What the statement does not do is name any potential source. The remedial actions listed — “intensified sanitation activities at key waste sites and public spaces” — point investigative attention toward municipal waste, deflecting it away from the industrial corridor that has rapidly expanded within and around the state capital.

This deflection is significant. Ado-Ekiti is home to established rice milling operations, including a facility run by Popular Farms and Mills Limited, a subsidiary of the Stallion Group, which received a Certificate of Occupancy from the state government for a $10 million mill in the city. JMK Foods and Dangote Farms have also been cited in state records as operating milling interests in the same corridor — all part of the government’s own investment-attraction drive to position Ado-Ekiti as a rice processing hub.

THE INDUSTRIAL FOOTPRINT

Rice milling at industrial scale is not a clean operation. The process generates several categories of airborne pollutant. Most critically, rice husks — the byproduct of paddy processing — are routinely burned as boiler fuel in Nigerian mills, producing dense, low-altitude smoke carrying fine particulate matter (PM2.5), carbon monoxide, polycyclic aromatic hydrocarbons (PAHs), and silica particulates from the ash.

The odour profile described by residents is consistent with emissions from rice husk combustion, according to the environmental science literature. Unlike diesel exhaust or sewage gases, husk smoke has a distinct lignocellulosic signature that experienced observers can identify. Its persistence across multiple neighbourhoods at different times of night and morning is further consistent with a fixed industrial source subject to varying wind direction.

PM2.5 from husk burning penetrates deep into lung tissue. At sustained levels, the health risks are not abstract — they are cumulative and irreversible.

March and April mark the transition from dry season to wet season — the period when paddy from the dry-season harvest enters processing mills at volume. A ramp-up in milling throughput at that time would directly explain both the onset of the odour and its intensity.

THE REGULATORY GAP

Under Nigeria’s environmental governance framework, NESREA — the National Environmental Standards and Regulations Enforcement Agency — holds federal jurisdiction over industrial emissions. At the state level, the Ekiti State Environmental Protection Agency (EKISEPA) is the relevant authority. Neither agency has been cited in the government’s statement as having been formally engaged.

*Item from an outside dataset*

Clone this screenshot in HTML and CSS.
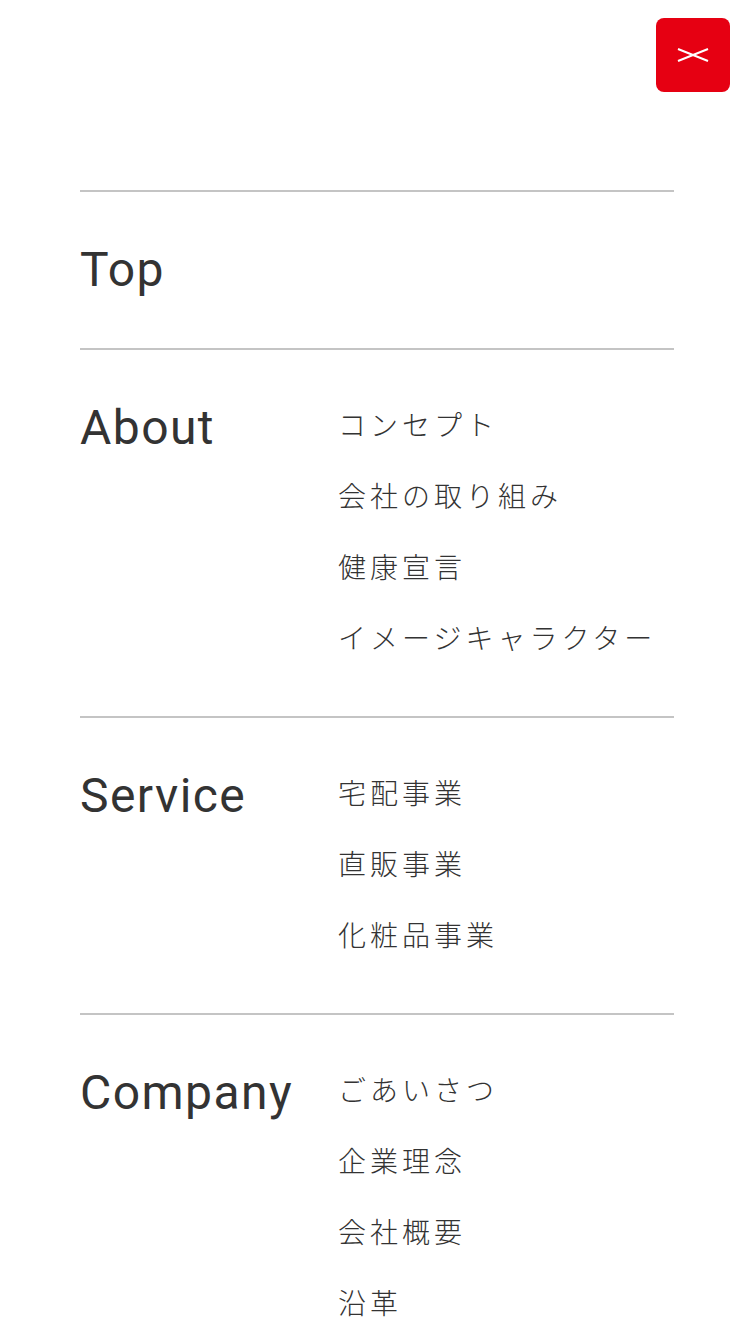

The statement instead references “air quality checks and inspections of possible environmental sources” by unnamed teams — an internal process with no independent verification, no published methodology, and no commitment to public disclosure of findings. There is no mention of third-party air quality monitoring, no reference to established PM2.5 thresholds, and no timeline for when findings will be made available to the public.

This matters because the political incentives run strongly against implicating an industrial investor. The Ekiti State government under Governor Biodun Oyebanji has made investment attraction a centrepiece of its economic agenda, and the rice milling cluster in Ado-Ekiti is among its most publicised achievements. Formally linking that cluster to a public health concern would carry significant political and reputational cost.

WHAT RESIDENTS DESERVE

The approximately 600,000 residents of Ado-Ekiti and its environs are entitled to more than a management statement. They are entitled to know what is in the air they are breathing, who is responsible for putting it there, and what concrete, time-bound actions the government is taking to stop it.

The government’s call for residents to report odours “through appropriate channels” is reasonable as a data-gathering step. But data-gathering should have begun in March, not May. The delay points to a pattern seen repeatedly in Nigerian states where industrial investment is prioritised over environmental due diligence — problems are managed when they become impossible to ignore, not when they begin.

TMN will continue to monitor this story. We are seeking responses from the Stallion Group’s Popular Farms and Mills Limited, the Ekiti State Development and Investment Promotion Agency (EKDIPA), and NESREA on the operational status of milling facilities in the Ado-Ekiti corridor, their emission management practices, and whether any environmental impact assessments have been conducted or reviewed since commissioning.